Ionescu has published more than 500 articles in international journals and conference proceedings (https://scholar.google.ch/citations?user=CDI07dYAAAAJ&hl=en&oi=ao).

He is the recipient of IBM Faculty Award 2013 for contributions to the Engineering of the recipient of André Blondel Medal 2009 of the Society of Electrical and Electronics Engineering, Paris, France.

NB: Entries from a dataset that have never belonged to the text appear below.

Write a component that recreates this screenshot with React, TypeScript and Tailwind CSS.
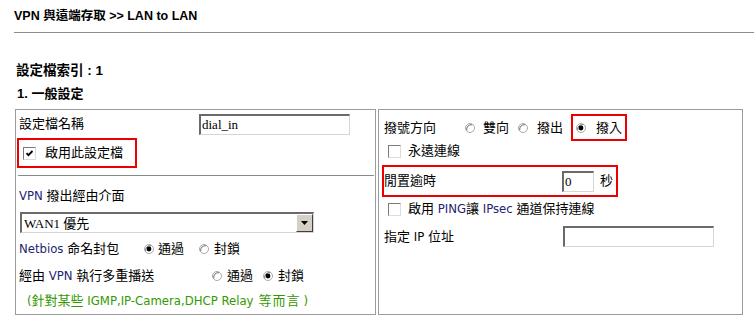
import React from 'react';

const Radio = ({ checked = false }: { checked?: boolean }) => (
  <svg width="10" height="10" viewBox="0 0 10 10" className="shrink-0">
    <circle cx="5" cy="5" r="4.5" fill="#fff" stroke="#a8a8a8" />
    <path d="M1.8 7.2 A4.5 4.5 0 0 1 7.2 1.8" fill="none" stroke="#707070" />
    {checked && <circle cx="5" cy="5" r="2.4" fill="#000" />}
  </svg>
);

const Checkbox = ({ checked = false }: { checked?: boolean }) => (
  <div className="w-[13px] h-[13px] shrink-0 bg-white border border-t-[#7a7a7a] border-l-[#7a7a7a] border-b-[#dcdcdc] border-r-[#dcdcdc] flex items-center justify-center">
    {checked && (
      <svg width="9" height="9" viewBox="0 0 9 9">
        <path d="M1.5 4.2 L3.4 6.2 L7.5 2" fill="none" stroke="#000" strokeWidth="1.8" />
      </svg>
    )}
  </div>
);

const TextBox = ({ value = '', w }: { value?: string; w: string }) => (
  <div
    className={`${w} h-[21px] bg-white border-t-2 border-l-2 border-b border-r border-t-[#6a6a6a] border-l-[#6a6a6a] border-b-[#d6d6d6] border-r-[#d6d6d6] pl-[1px] flex items-center text-[13px] leading-none`}
    style={{ fontFamily: '"Liberation Serif", "Noto Sans CJK TC", serif' }}
  >
    {value}
  </div>
);

export default function App() {
  return (
    <div
      className="w-[754px] h-[322px] bg-white text-black text-[13px] leading-[16px] overflow-hidden"
      style={{ fontFamily: '"DejaVu Sans Condensed", "Liberation Sans", "Noto Sans CJK TC", sans-serif' }}
    >
      {/* header */}
      <div
        className="ml-[14px] h-[33px] pt-[8px] border-b border-[#8c8c8c] font-bold text-[12.5px]"
        style={{ fontFamily: '"Liberation Sans", "Noto Sans CJK TC", sans-serif' }}
      >
        VPN 與遠端存取 &gt;&gt; LAN to LAN
      </div>

      <div
        className="ml-[16px] mt-[30px] font-bold text-[13.5px]"
        style={{ fontFamily: '"Liberation Sans", "Noto Sans CJK TC", sans-serif' }}
      >
        設定檔索引 : 1
      </div>
      <div
        className="ml-[17px] mt-[7px] font-bold text-[13px]"
        style={{ fontFamily: '"Liberation Sans", "Noto Sans CJK TC", sans-serif' }}
      >
        1. 一般設定
      </div>

      <div className="ml-[15px] mt-[7px] flex gap-[2px]">
        {/* left cell */}
        <div className="w-[361px] h-[206px] border border-[#9c9c9c] pl-[3px] flex flex-col">
          <div className="mt-[4px] h-[20px] flex items-center">
            <div className="w-[180px]">設定檔名稱</div>
            <TextBox value="dial_in" w="w-[151px]" />
          </div>

          <div className="mt-[4px] -ml-[2px] w-[120px] h-[30px] border-2 border-[#ee0000] pl-[4px] flex items-center">
            <Checkbox checked />
            <span className="ml-[9px]">啟用此設定檔</span>
          </div>

          <div className="mt-[7px] -ml-[1px] mr-[1px] border-t border-[#8a8a8a]" />

          <div className="mt-[12px]"><span className="text-[#1c2470]">VPN</span> 撥出經由介面</div>

          <div className="mt-[8px] ml-[1px] w-[294px] h-[21px] bg-white border-t-2 border-l-2 border-b border-r border-t-[#6a6a6a] border-l-[#6a6a6a] border-b-[#d6d6d6] border-r-[#d6d6d6] flex items-center justify-between">
            <span
              className="pl-[2px] text-[13px] leading-none"
              style={{ fontFamily: '"Liberation Serif", "Noto Sans CJK TC", serif' }}
            >
              WAN1 優先
            </span>
            <div className="w-[17px] h-[18px] bg-[#d4d0c8] border border-t-white border-l-white border-b-[#404040] border-r-[#404040] flex items-center justify-center">
              <svg width="7" height="4" viewBox="0 0 7 4">
                <polygon points="0,0 7,0 3.5,4" fill="#000" />
              </svg>
            </div>
          </div>

          <div className="mt-[8px] flex items-center">
            <div className="w-[125px]"><span className="text-[#1c2470]">Netbios</span> 命名封包</div>
            <Radio checked />
            <span className="ml-[4px]">通過</span>
            <span className="ml-[15px]"><Radio /></span>
            <span className="ml-[5px]">封鎖</span>
          </div>

          <div className="mt-[11px] flex items-center">
            <div className="w-[193px]">經由 <span className="text-[#1c2470]">VPN</span> 執行多重播送</div>
            <Radio />
            <span className="ml-[5px]">通過</span>
            <span className="ml-[10px]"><Radio checked /></span>
            <span className="ml-[5px]">封鎖</span>
          </div>

          <div className="mt-[9px] ml-[8px] text-[#339900] flex items-baseline">
            <span>(針對某些 IGMP,IP-Camera,DHCP Relay</span>
            <span className="ml-[5px] tracking-[1px]">等而言</span>
            <span className="ml-[3px]">)</span>
          </div>
        </div>

        {/* right cell */}
        <div className="w-[365px] h-[206px] border border-[#9c9c9c] pl-[3px] flex flex-col">
          <div className="mt-[4px] h-[27px] flex items-center">
            <div className="ml-[2px] w-[81px]">撥號方向</div>
            <Radio />
            <span className="ml-[8px]">雙向</span>
            <span className="ml-[9px]"><Radio /></span>
            <span className="ml-[9px]">撥出</span>
            <div className="ml-[8px] w-[56px] h-[27px] border-2 border-[#ee0000] pl-[3px] flex items-center">
              <Radio checked />
              <span className="ml-[10px]">撥入</span>
            </div>
          </div>

          <div className="mt-[2px] ml-[6px] flex items-center">
            <Checkbox />
            <span className="ml-[7px]">永遠連線</span>
          </div>

          <div className="mt-[6px] w-[236px] h-[32px] border-2 border-[#ee0000] flex items-center">
            <div className="w-[178px]">閒置逾時</div>
            <TextBox value="0" w="w-[32px]" />
            <span className="ml-[6px]">秒</span>
          </div>

          <div className="mt-[4px] ml-[6px] flex items-center">
            <Checkbox />
            <span className="ml-[7px]">啟用 <span className="text-[#1c2470]">PING</span>讓 <span className="text-[#1c2470]">IPsec</span> 通道保持連線</span>
          </div>

          <div className="mt-[9px] h-[21px] flex items-center">
            <div className="ml-[2px] w-[179px]">指定 IP 位址</div>
            <TextBox w="w-[151px]" />
          </div>
        </div>
      </div>
    </div>
  );
}
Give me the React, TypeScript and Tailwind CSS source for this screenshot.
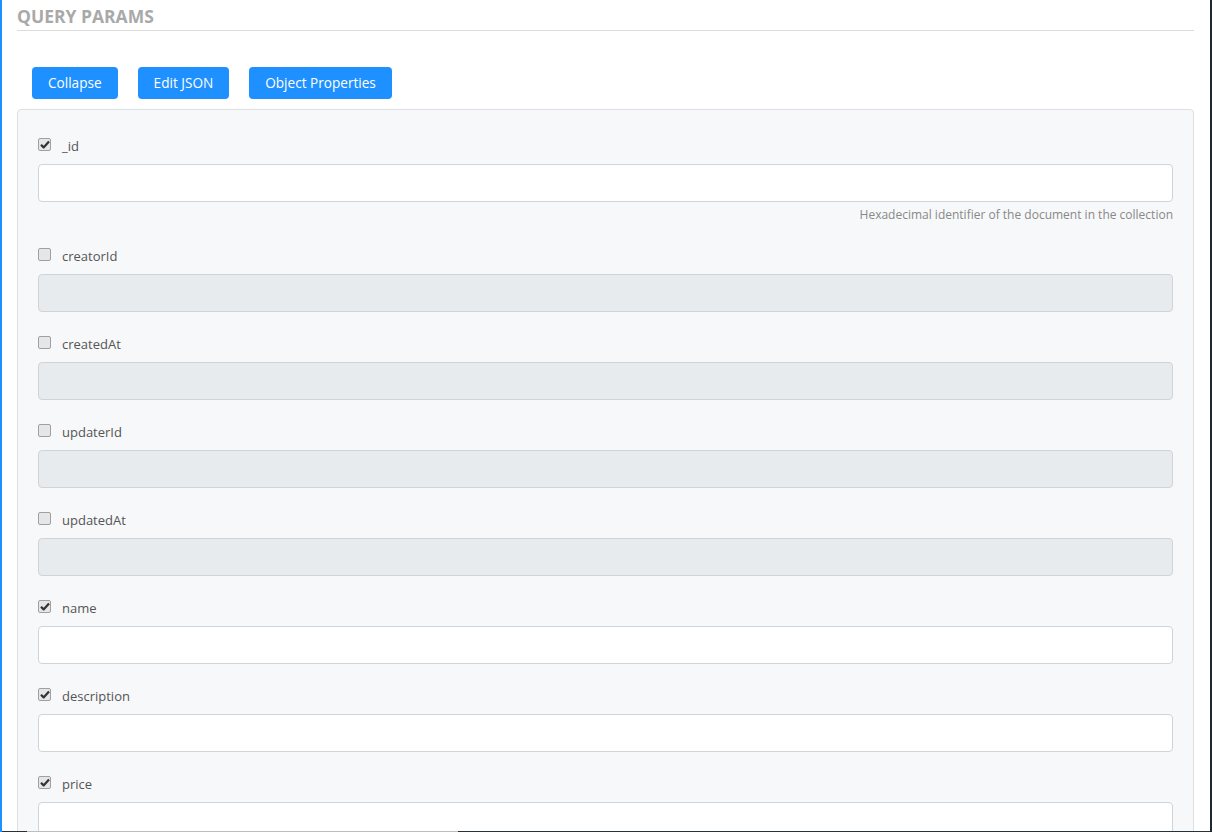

Ionescu has been Scientific Board Member for Semiconductor Companies Associations MEDEA+ and CATRENE. He was the leader of the strategic report ’ Towards and Beyond 2015: technology, devices, circuits and systems’ provided to the European Commission and serving as roadmap to semiconductor industries (http://www2.imec.be/content/user/File/MEDEAreport.pdf ). He was the Swiss National Representative in the Scientific Board ENIAC, from 2006 to 2014. He is a Member of the Scientific Board of AENEAS (https://aeneas-office.org/ ) the Association of European Industry in micro and nanoelectronics enabled components and systems. In this quality he has been exposed to the elaboration of the European Strategic Research Agenda and implementation policies in the Field of Nanoelectronics, in close collaboration with all leading companies in the field.

Ionescu was involved in the preparation of the FP6, FP7 and H2020 Calls of the European Commission in the fields of Nanoelectronics, Micro/nanosystems and Future Emerging Technologies. He has served national government programs of Romania and Slovenia in their selection of research projects such as ICT and Smart Cities. He was appointed by the Romanian Ministry as a Member of National Council of Validations of University Titles in Romania.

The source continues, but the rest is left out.